Texas Rangers manager Jeff Banister worked professionally in baseball for over 30 years without ever taking an honest to goodness full-on family vacation. You know the kind. When you really disconnect, get away and have fun on a beach.
Oh, sure, Banister had been on a few hunting trips and fishing expeditions here and there, but nothing ever truly extravagant with the entire family, including daughter Alexandra and son Jacob.
That all changed in December, when TCU baseball coach Jim Schlossnagle and Banister's wife Karen convinced the skipper to finally let his crew cut down.
The Banisters, Schlossnagles and University of Houston baseball coach Todd Whitting's family all spent a long weekend at a house together in Cabo San Lucas, Mexico, in December.
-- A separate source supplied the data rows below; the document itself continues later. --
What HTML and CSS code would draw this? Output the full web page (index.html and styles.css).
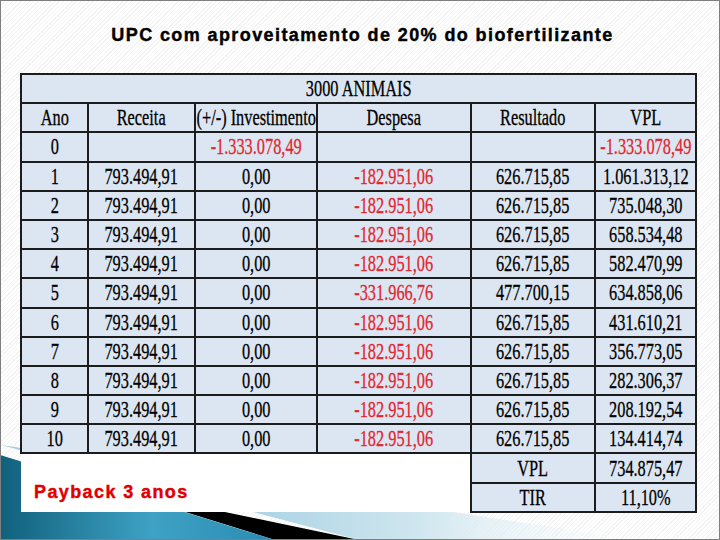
FILE: index.html
```html
<!DOCTYPE html>
<html lang="pt">
<head>
    <meta charset="UTF-8">
    <meta name="viewport" content="width=device-width, initial-scale=1.0">
    <title>UPC com aproveitamento de 20% do biofertilizante</title>
    <link rel="stylesheet" href="styles.css">
</head>
<body>

<div class="slide">

    <!-- bottom decoration -->
    <svg class="deco" width="718" height="538" viewBox="0 0 718 538">
        <defs>
            <linearGradient id="teal" x1="0" y1="0" x2="1" y2="0">
                <stop offset="0" stop-color="#10607b"/>
                <stop offset="0.55" stop-color="#3ea2c5"/>
                <stop offset="1" stop-color="#2a8cb0"/>
            </linearGradient>
            <linearGradient id="pale" x1="0" y1="0" x2="1" y2="0">
                <stop offset="0.3" stop-color="#9fcde0"/>
                <stop offset="0.65" stop-color="#cfe6ef"/>
                <stop offset="1" stop-color="#f4f9fb" stop-opacity="0"/>
            </linearGradient>
        </defs>
        <polygon points="0,444 640,539 358,539" fill="url(#pale)"/>
        <polygon points="104,486 358,539 274,539" fill="#000"/>
        <polygon points="-1,454 274,539 -1,539" fill="url(#teal)"/>
    </svg>

    <h1 class="title">UPC com aproveitamento de 20% do biofertilizante</h1>

    <table class="grid">
        <colgroup>
            <col style="width:67px">
            <col style="width:107px">
            <col style="width:122px">
            <col style="width:154px">
            <col style="width:124px">
            <col style="width:101px">
        </colgroup>
        <tr><td colspan="6"><div class="c">3000 ANIMAIS</div></td></tr>
        <tr>
            <td><div class="c">Ano</div></td>
            <td><div class="c">Receita</div></td>
            <td><div class="c">(+/-) Investimento</div></td>
            <td><div class="c">Despesa</div></td>
            <td><div class="c">Resultado</div></td>
            <td><div class="c">VPL</div></td>
        </tr>
        <tr>
            <td><div class="c">0</div></td>
            <td></td>
            <td class="neg"><div class="c">-1.333.078,49</div></td>
            <td></td>
            <td></td>
            <td class="neg"><div class="c">-1.333.078,49</div></td>
        </tr>
        <tr>
            <td><div class="c">1</div></td>
            <td><div class="c">793.494,91</div></td>
            <td><div class="c">0,00</div></td>
            <td class="neg"><div class="c">-182.951,06</div></td>
            <td><div class="c">626.715,85</div></td>
            <td><div class="c">1.061.313,12</div></td>
        </tr>
        <tr>
            <td><div class="c">2</div></td>
            <td><div class="c">793.494,91</div></td>
            <td><div class="c">0,00</div></td>
            <td class="neg"><div class="c">-182.951,06</div></td>
            <td><div class="c">626.715,85</div></td>
            <td><div class="c">735.048,30</div></td>
        </tr>
        <tr>
            <td><div class="c">3</div></td>
            <td><div class="c">793.494,91</div></td>
            <td><div class="c">0,00</div></td>
            <td class="neg"><div class="c">-182.951,06</div></td>
            <td><div class="c">626.715,85</div></td>
            <td><div class="c">658.534,48</div></td>
        </tr>
        <tr>
            <td><div class="c">4</div></td>
            <td><div class="c">793.494,91</div></td>
            <td><div class="c">0,00</div></td>
            <td class="neg"><div class="c">-182.951,06</div></td>
            <td><div class="c">626.715,85</div></td>
            <td><div class="c">582.470,99</div></td>
        </tr>
        <tr>
            <td><div class="c">5</div></td>
            <td><div class="c">793.494,91</div></td>
            <td><div class="c">0,00</div></td>
            <td class="neg"><div class="c">-331.966,76</div></td>
            <td><div class="c">477.700,15</div></td>
            <td><div class="c">634.858,06</div></td>
        </tr>
        <tr>
            <td><div class="c">6</div></td>
            <td><div class="c">793.494,91</div></td>
            <td><div class="c">0,00</div></td>
            <td class="neg"><div class="c">-182.951,06</div></td>
            <td><div class="c">626.715,85</div></td>
            <td><div class="c">431.610,21</div></td>
        </tr>
        <tr>
            <td><div class="c">7</div></td>
            <td><div class="c">793.494,91</div></td>
            <td><div class="c">0,00</div></td>
            <td class="neg"><div class="c">-182.951,06</div></td>
            <td><div class="c">626.715,85</div></td>
            <td><div class="c">356.773,05</div></td>
        </tr>
        <tr>
            <td><div class="c">8</div></td>
            <td><div class="c">793.494,91</div></td>
            <td><div class="c">0,00</div></td>
            <td class="neg"><div class="c">-182.951,06</div></td>
            <td><div class="c">626.715,85</div></td>
            <td><div class="c">282.306,37</div></td>
        </tr>
        <tr>
            <td><div class="c">9</div></td>
            <td><div class="c">793.494,91</div></td>
            <td><div class="c">0,00</div></td>
            <td class="neg"><div class="c">-182.951,06</div></td>
            <td><div class="c">626.715,85</div></td>
            <td><div class="c">208.192,54</div></td>
        </tr>
        <tr>
            <td><div class="c">10</div></td>
            <td><div class="c">793.494,91</div></td>
            <td><div class="c">0,00</div></td>
            <td class="neg"><div class="c">-182.951,06</div></td>
            <td><div class="c">626.715,85</div></td>
            <td><div class="c">134.414,74</div></td>
        </tr>
        <tr>
            <td class="payback" colspan="4" rowspan="2">Payback 3 anos</td>
            <td><div class="c">VPL</div></td>
            <td><div class="c">734.875,47</div></td>
        </tr>
        <tr>
            <td><div class="c">TIR</div></td>
            <td><div class="c">11,10%</div></td>
        </tr>
    </table>

</div>

</body>
</html>
```

FILE: styles.css
```css
body {
    margin: 0;
    background: #fff;
}
.slide {
    position: relative;
    width: 718px;
    height: 538px;
    border: 1px solid #7f7f7f;
    overflow: hidden;
    background: repeating-linear-gradient(135deg, #fff 0 2px, #f3f3f3 2px 3px);
}
.deco {
    position: absolute;
    left: 0;
    top: 0;
}
.title {
    position: relative;
    margin: 0;
    padding: 24px 0 0 5px;
    text-align: center;
    font-family: "Liberation Sans", Arial, sans-serif;
    font-size: 18px;
    line-height: 20px;
    font-weight: bold;
    letter-spacing: 1.4px;
    color: #000;
    -webkit-text-stroke: 0.4px #000;
}
.grid {
    position: relative;
    z-index: 1;
    margin: 28px 0 0 19px;
    border-collapse: collapse;
    table-layout: fixed;
    width: 675px;
    font-family: "Liberation Serif", "Times New Roman", serif;
    font-size: 24px;
    color: #000;
}
.grid tr {
    height: 29.2px;
}
.grid td {
    padding: 0;
    border: 2px solid #1c1c1c;
    background: #dce6f2;
    overflow: visible;
}
.grid .c {
    width: 147%;
    margin-left: -23.5%;
    text-align: center;
    white-space: nowrap;
    line-height: 25px;
    transform: scaleX(0.68);
    -webkit-text-stroke: 0.3px currentColor;
}
.grid .neg {
    color: #e1262f;
}
.grid .payback {
    border: none;
    background: #fff;
    vertical-align: bottom;
    padding: 0 0 10px 13px;
    font-family: "Liberation Sans", Arial, sans-serif;
    font-size: 18px;
    line-height: 20px;
    font-weight: bold;
    letter-spacing: 1.4px;
    color: #e00000;
    -webkit-text-stroke: 0.4px #e00000;
}
```
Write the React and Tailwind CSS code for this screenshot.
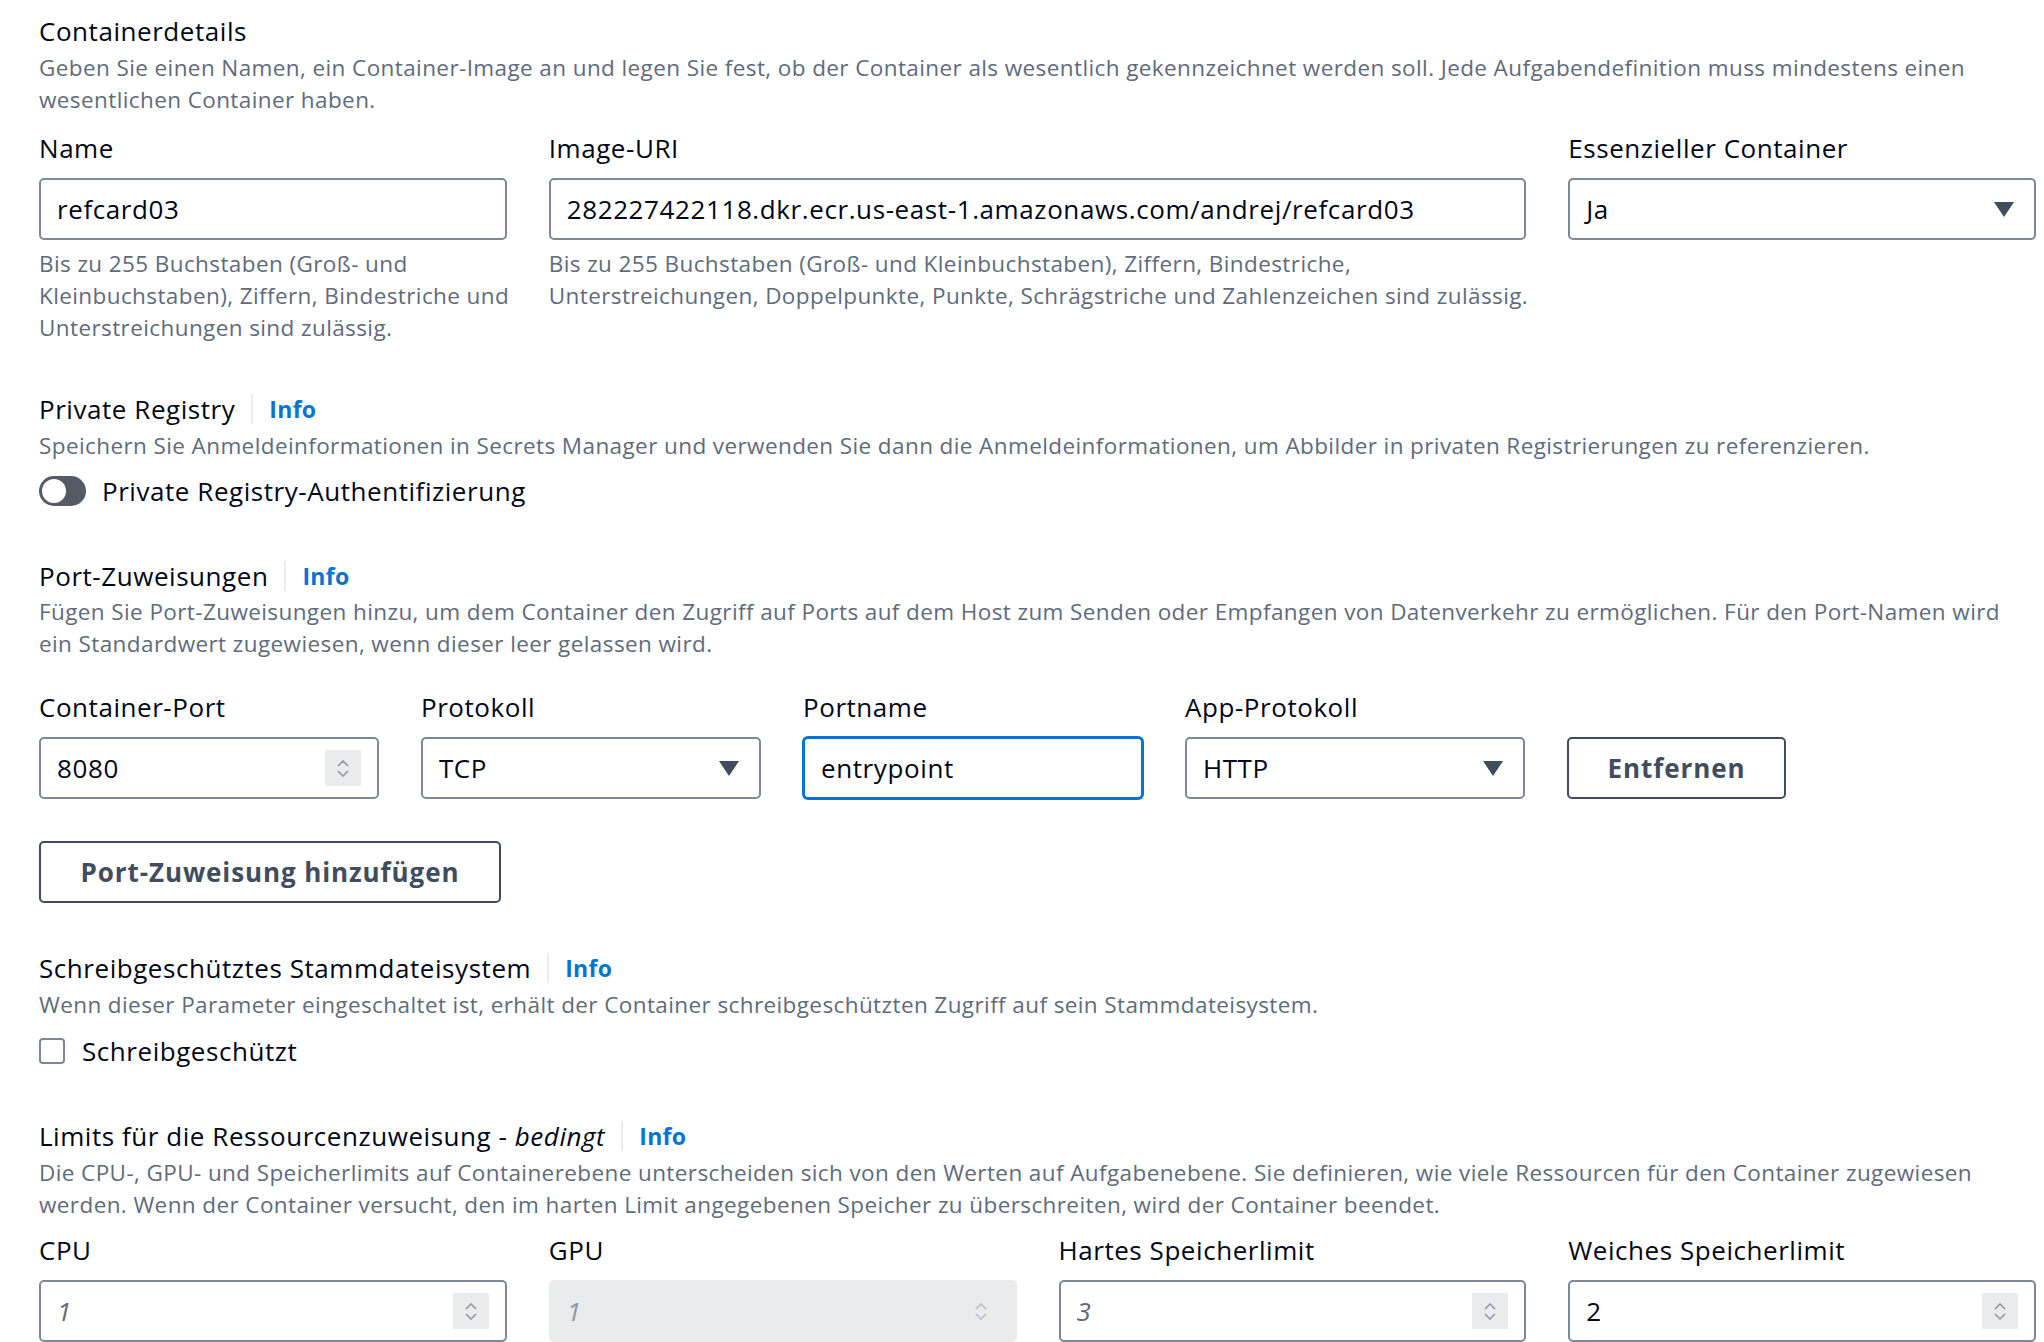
import React from "react";

const F = { fontFamily: "'Open Sans', 'Noto Sans', sans-serif" };

const BIG = "text-[26px] tracking-[0.55px] leading-[32px] text-[#000716]";

function Heading({ children, info = true }) {
  return (
    <div className="flex items-center h-[32px]">
      <div className={BIG}>{children}</div>
      {info && (
        <>
          <div className="mx-[16px] h-[30px] w-[2px] bg-[#e9ebed]" />
          <div className="text-[23px] tracking-[0.3px] leading-[32px] font-bold text-[#0972d3]">Info</div>
        </>
      )}
    </div>
  );
}

function Desc({ children, className = "" }) {
  return (
    <div className={"text-[22.5px] tracking-[0.4px] leading-[32px] text-[#5f6b7a] " + className}>{children}</div>
  );
}

function Label({ children }) {
  return <div className={BIG + " mb-[14px]"}>{children}</div>;
}

function Spinner({ disabled }) {
  return (
    <div
      className={
        "w-[36px] h-[36px] flex flex-col items-center justify-center gap-[3px] " + (disabled ? "" : "bg-[#e9ebed]")
      }
    >
      <svg width="12" height="7" viewBox="0 0 12 7">
        <path d="M1 6 L6 1 L11 6" fill="none" stroke={disabled ? "#b6bec9" : "#8d99a8"} strokeWidth="1.6" />
      </svg>
      <svg width="12" height="7" viewBox="0 0 12 7">
        <path d="M1 1 L6 6 L11 1" fill="none" stroke={disabled ? "#b6bec9" : "#8d99a8"} strokeWidth="1.6" />
      </svg>
    </div>
  );
}

function Input({ value, placeholder, number, disabled, focus }) {
  const box = disabled
    ? "border-[#e9ebed] bg-[#e9ebed]"
    : focus
    ? "border-[#0972d3] bg-white ring-1 ring-[#0972d3]"
    : "border-[#7d8998] bg-white";
  return (
    <div className={"h-[62px] rounded-[5px] border-2 flex items-center justify-between pl-[16px] pr-[16px] " + box}>
      <span
        className={
          "text-[26px] tracking-[0.6px] leading-[32px] whitespace-nowrap " +
          (placeholder ? "italic " + (disabled ? "text-[#8d99a8]" : "text-[#5f6b7a]") : "text-[#000716]")
        }
      >
        {value}
      </span>
      {number && <Spinner disabled={disabled} />}
    </div>
  );
}

function Select({ value }) {
  return (
    <div className="h-[62px] rounded-[5px] border-2 border-[#7d8998] bg-white flex items-center justify-between pl-[16px] pr-[20px]">
      <span className="text-[26px] tracking-[0.55px] leading-[32px] text-[#000716]">{value}</span>
      <svg width="20" height="15" viewBox="0 0 20 15">
        <polygon points="0,0 20,0 10,15" fill="#414d5c" />
      </svg>
    </div>
  );
}

function Button({ children, className = "" }) {
  return (
    <div
      className={
        "h-[62px] rounded-[5px] border-2 border-[#414d5c] bg-white flex items-center justify-center text-[26px] tracking-[0.9px] font-bold text-[#414d5c] whitespace-nowrap " +
        className
      }
    >
      {children}
    </div>
  );
}

export default function App() {
  return (
    <div style={F} className="min-h-screen bg-white pl-[39px] pr-[8px] pt-[15px]">
      {/* Containerdetails */}
      <Heading info={false}>Containerdetails</Heading>
      <Desc className="mt-[5px] leading-[31px]">
        Geben Sie einen Namen, ein Container-Image an und legen Sie fest, ob der Container als wesentlich gekennzeichnet
        werden soll. Jede Aufgabendefinition muss mindestens einen wesentlichen Container haben.
      </Desc>

      <div className="grid grid-cols-4 gap-x-[42px] mt-[16px]">
        <div>
          <Label>Name</Label>
          <Input value="refcard03" />
          <Desc className="mt-[8px] whitespace-nowrap">
            Bis zu 255 Buchstaben (Groß- und
            <br />
            Kleinbuchstaben), Ziffern, Bindestriche und
            <br />
            Unterstreichungen sind zulässig.
          </Desc>
        </div>
        <div className="col-span-2">
          <Label>Image-URI</Label>
          <Input value="282227422118.dkr.ecr.us-east-1.amazonaws.com/andrej/refcard03" />
          <Desc className="mt-[8px] whitespace-nowrap">
            Bis zu 255 Buchstaben (Groß- und Kleinbuchstaben), Ziffern, Bindestriche,
            <br />
            Unterstreichungen, Doppelpunkte, Punkte, Schrägstriche und Zahlenzeichen sind zulässig.
          </Desc>
        </div>
        <div>
          <Label>Essenzieller Container</Label>
          <Select value="Ja" />
        </div>
      </div>

      {/* Private Registry */}
      <div className="mt-[49px]">
        <Heading>Private Registry</Heading>
        <Desc className="mt-[5px]">
          Speichern Sie Anmeldeinformationen in Secrets Manager und verwenden Sie dann die Anmeldeinformationen, um Abbilder
          in privaten Registrierungen zu referenzieren.
        </Desc>
        <div className="mt-[13px] flex items-center gap-[16px] h-[32px]">
          <div className="w-[47px] h-[30px] rounded-full bg-[#545b64] flex items-center px-[3px]">
            <div className="w-[24px] h-[24px] rounded-full bg-white" />
          </div>
          <span className={BIG}>Private Registry-Authentifizierung</span>
        </div>
      </div>

      {/* Port-Zuweisungen */}
      <div className="mt-[53px]">
        <Heading>Port-Zuweisungen</Heading>
        <Desc className="mt-[4px]">
          Fügen Sie Port-Zuweisungen hinzu, um dem Container den Zugriff auf Ports auf dem Host zum Senden oder Empfangen von
          Datenverkehr zu ermöglichen. Für den Port-Namen wird ein Standardwert zugewiesen, wenn dieser leer gelassen wird.
        </Desc>
        <div className="grid grid-cols-[340px_340px_340px_340px_219px] gap-x-[42px] mt-[31px] items-end">
          <div>
            <Label>Container-Port</Label>
            <Input value="8080" number />
          </div>
          <div>
            <Label>Protokoll</Label>
            <Select value="TCP" />
          </div>
          <div>
            <Label>Portname</Label>
            <Input value="entrypoint" focus />
          </div>
          <div>
            <Label>App-Protokoll</Label>
            <Select value="HTTP" />
          </div>
          <Button>Entfernen</Button>
        </div>
        <Button className="mt-[42px] w-[462px]">Port-Zuweisung hinzufügen</Button>
      </div>

      {/* Schreibgeschützt */}
      <div className="mt-[49px]">
        <Heading>Schreibgeschütztes Stammdateisystem</Heading>
        <Desc className="mt-[5px]">
          Wenn dieser Parameter eingeschaltet ist, erhält der Container schreibgeschützten Zugriff auf sein Stammdateisystem.
        </Desc>
        <div className="mt-[14px] flex items-center gap-[17px] h-[32px]">
          <div className="w-[26px] h-[26px] rounded-[4px] border-2 border-[#7d8998] bg-white" />
          <span className={BIG}>Schreibgeschützt</span>
        </div>
      </div>

      {/* Limits */}
      <div className="mt-[53px]">
        <Heading>
          Limits für die Ressourcenzuweisung - <i>bedingt</i>
        </Heading>
        <Desc className="mt-[5px]">
          Die CPU-, GPU- und Speicherlimits auf Containerebene unterscheiden sich von den Werten auf Aufgabenebene. Sie
          definieren, wie viele Ressourcen für den Container zugewiesen werden. Wenn der Container versucht, den im harten
          Limit angegebenen Speicher zu überschreiten, wird der Container beendet.
        </Desc>
        <div className="grid grid-cols-4 gap-x-[42px] mt-[13px] pb-[40px]">
          <div>
            <Label>CPU</Label>
            <Input value="1" placeholder number />
          </div>
          <div>
            <Label>GPU</Label>
            <Input value="1" placeholder number disabled />
          </div>
          <div>
            <Label>Hartes Speicherlimit</Label>
            <Input value="3" placeholder number />
          </div>
          <div>
            <Label>Weiches Speicherlimit</Label>
            <Input value="2" number />
          </div>
        </div>
      </div>
    </div>
  );
}
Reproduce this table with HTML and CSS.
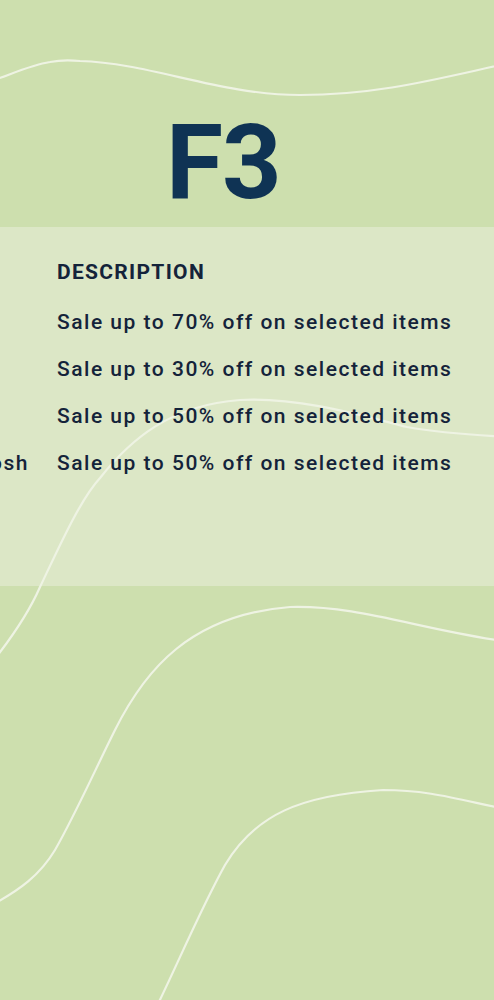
FILE: index.html
```html
<!DOCTYPE html>
<html lang="en">
<head>
<meta charset="utf-8">
<title>F3</title>
<link rel="stylesheet" href="styles.css">
</head>
<body>
<div class="page">
  <header class="hero">
    <h1 class="title">F3</h1>
  </header>
  <section class="band">
    <div class="table">
      <div class="row head">
        <div class="cell name"><span></span></div>
        <div class="cell desc">DESCRIPTION</div>
      </div>
      <div class="row">
        <div class="cell name"><span></span></div>
        <div class="cell desc">Sale up to 70% off on selected items</div>
      </div>
      <div class="row">
        <div class="cell name"><span></span></div>
        <div class="cell desc">Sale up to 30% off on selected items</div>
      </div>
      <div class="row">
        <div class="cell name"><span></span></div>
        <div class="cell desc">Sale up to 50% off on selected items</div>
      </div>
      <div class="row">
        <div class="cell name"><span>Mackintosh</span></div>
        <div class="cell desc">Sale up to 50% off on selected items</div>
      </div>
    </div>
  </section>
  <svg class="waves" width="494" height="1000" viewBox="0 0 494 1000" aria-hidden="true">
    <path d="M-20 84 C0 80 25 66 50 62 C60 60 70 60 80 61 C150 63 220 95 300 95 C380 95 440 78 510 63"/>
    <path d="M-10 665 C10 640 30 610 40 587 C60 545 80 500 100 478 C130 440 170 405 240 400 C300 397 360 415 407 427 C440 433 470 435 510 437"/>
    <path d="M-10 906 C20 890 40 875 55 850 C75 815 95 770 115 730 C145 670 190 615 290 607 C360 605 420 630 510 642"/>
    <path d="M155 1010 C175 970 200 910 225 865 C255 815 300 795 383 790 C430 790 460 800 510 810"/>
  </svg>
</div>
</body>
</html>
```

FILE: styles.css
```css
* { box-sizing: border-box; }
html, body {
  margin: 0;
  padding: 0;
  background: #cddfae;
}
body {
  font-family: Roboto, "Liberation Sans", sans-serif;
  color: #14233a;
}
.page {
  position: relative;
  width: 494px;
  height: 1000px;
  overflow: hidden;
  background: #cddfae;
}
.hero {
  height: 227px;
  padding-top: 111px;
  padding-left: 166px;
}
.title {
  position: relative;
  z-index: 2;
  margin: 0;
  font-size: 104px;
  line-height: 104px;
  font-weight: 700;
  color: #0f3354;
  letter-spacing: -1px;
}
.band {
  height: 359px;
  background: #dce7c6;
  padding-top: 22px;
}
.table {
  position: relative;
  z-index: 2;
  display: flex;
  flex-direction: column;
}
.row {
  display: flex;
  gap: 28px;
  font-size: 21px;
  line-height: 47px;
  font-weight: 500;
  letter-spacing: 1.5px;
  white-space: nowrap;
}
.row.head {
  font-weight: 700;
  margin-bottom: 3px;
  letter-spacing: 1.3px;
}
.cell.name {
  width: 29px;
  flex: none;
  display: flex;
  justify-content: flex-end;
  overflow: hidden;
}
.cell.name span { flex: none; }
.waves {
  position: absolute;
  left: 0;
  top: 0;
  z-index: 1;
  pointer-events: none;
}
.waves path {
  fill: none;
  stroke: #eef3e3;
  stroke-width: 2.2;
}
```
Cabo sits at the southern most tip of the Baja California Sur.
Whitting used to be an assistant under Schlossnagle. Banister played at Houston after growing up in nearby La Marque. Since Banister was hired by the Rangers in 2014 the three have become tight. So tight that they're taking family vacations together. They even had cups made up that read "Banny's first vacay!"
"It was awesome to get to see him and his family get to unwind for the few days we were there," Schlossnagle said. "We had some good baseball conversation but most of our time was spent talking about things outside of baseball and enjoying great food and time together."
Yes, three men who have devoted their lives to baseball couldn't help but get into a few conversations about leading a team. But the talks were more about organization and how to manage personalities rather than whether the DH is good or bad for the game.
"There was plenty of non-baseball time during the trip," said Whitting, who along with his wife Tara played a round with Banister and his son at Cabo Real Golf Club. "Program management is something we're always trying to learn. It's about getting teams ready to play, teaching guys how to deal with the negativity and how hard the game of baseball is."
Banister keeps up with Cougars' baseball and will occasionally shoot texts to Whitting after a big win.
"We all lead somewhat similar lives that are public and revolve around winning and losing baseball games," Schlossnagle said. "I think we all understand the pressure that goes with the profession and Jeff is certainly at the top of that so it was refreshing for all of us to be able to relax."
Banister has spoken to both the TCU and Houston baseball teams and has become something of a mentor to Schlossnagle and Whitting.
"Jeff is such a great human being and is so selfless with his time with friends," Schlossnagle said.
Perhaps they'll make it an annual gathering.
"There is no doubt that we all want to do it again," Schlossnagle said. "Hopefully for a much longer time period."